The 1st person in our story is Hank the Deuce otherwise known as Henry Ford II who had to take over the Ford Motor Company when it was decided Henry I or Henry Ford (yes that Henry Ford) had seen better days and needed to be retired (gone ga-ga in the words of one).

While folks knew Hank the Deuce may not have been the brightest bulb in the box, he was more aware of reality than his Grandpa.

AND while maybe not too smart, Hank was smart enough to know he wasn’t smart enough which is either the exception to OR proves the John Cleese rule on intelligence.

The other person in our story is a smart guy named Charles B. “Tex” Thornton.

Tex was smart.

Tex knew he was smart.

Tex knew a lot of smart guys who also knew they were smart.

They called themselves the Whiz Kids.

Other people called them the Whiz Kids.

They had all worked together during World War 2 in something called the US Army Air Force Statistical Control.

Their job was a to come up with a way to assess, mathematically, damage caused to the German war effort by the allies dropping all sort of bombs on it.

The goal was to show how effective mass bombing was.

Kind of a precursor to the label taped on the binder in Dr.
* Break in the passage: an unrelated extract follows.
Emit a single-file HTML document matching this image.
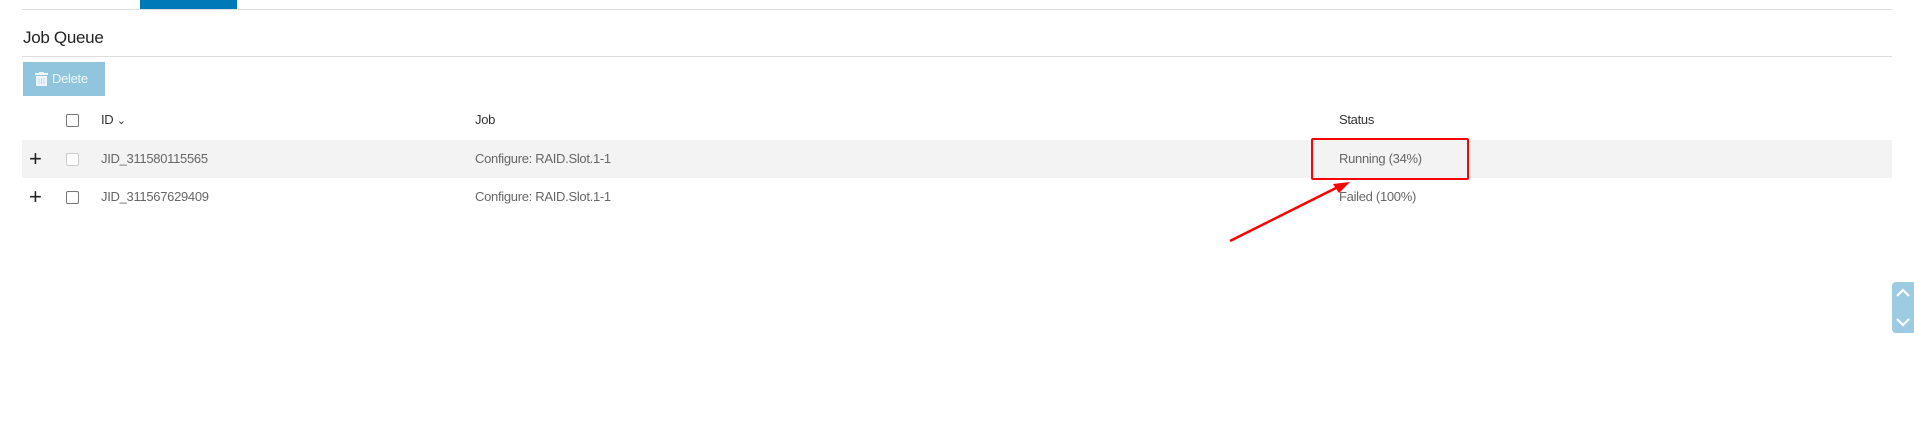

Strangelove that was titled, “World Targets in Megadeaths.”

Spoiler alert, since the US Army was paying these guys can you guess what the reports proved?

So Tex and his Whiz Kids gather data and interview leading German industrialists about the impact of allied bombing.

Their interviews were along the lines of, “Hey Mr, Ex Nazi now in Prison. We want to know how much Allied bombing messed up the German war effort and contributed to ending the war.”

And Mr. Ex Nazi now in Prison, who hoped to become Mr. Ex Nazi out of jail would say, “Allied bombing really messed the German war effort and contributed to ending the war!”

Tax and the Whiz Kids took the data and interview results and drew up really cool mutli color pie charts and graphs, ALL PRE POWER POINT, and delivered these incredible briefings that proved Allied bombing really messed up the German war effort and contributed to ending the war!

I digress but I am sure you remember that Captain Jimmy Stewart of Wonderful Life Fame was in the Air Force and stationed in England during World War 2.

For a time, Capt. Stewart was the press briefing officer of the 8th Air Force.

Sgt. Walter Matthau said he loved to sneak into those briefings to watch Jimmy Stewart be Jimmy Stewart.

ANYWAY, Tex and the Whiz Kids were reporting how effective the Allied Bombing was when along came another Army Air Force group that showed how Allied bombing could really mess anyone’s war effort and contribute to ending the war with just one bomb and that more or less put Tex and Whiz Kids out of job.

So Tex says to the Whiz Kids we are smart and eveyone knows we are smart so lets stay together as group and I will find us a gig where someone dumb needs someone else to be smart for them.

You know, kinda like Jake and Elwood keeping the band together.

And so Hank the Deuce (remember how he knew he wasn’t smart) finds Tex and the Whiz Kids and Hank decides that these are just the guys to save Ford Motor Company and a deal is made.

Tex and the Whiz Kids move to Detroit and go to work for Hank the Deuce.

Some things they found out were the proverbial low hanging fruit such as the fact that when the price of a car was set in 1947, no one working for Ford had any idea how much it cost to produce the car.

After a cost analysis, Tex and the Whiz Kids showed that for every 1947 Ford the company sold, they lost money.

Then Tex and Whiz Kids really got into the business.

They made the effort to learn and understand every aspect of the car business.

They tested, timed and priced out every part of the manufacture of the car.

They mastered the parts pipeline.

They studied the sales and dealership programs and policies.

After six months, their study was complete.

A new plan was devised by the worlds smartest men.

A big rollout of the plan was prepared with all the pie charts and graphs.

The press was invited.

The big day came and in a packed auditorium, curtains were drawn back to reveal the new plan.

It said …

Beat Chevrolet!

Watch for fallen rocks.

Falling rock.

Fallen rock.

Oh gee whiz.

And don’t me started about when a bridge may or may not freeze before the road or roadbed.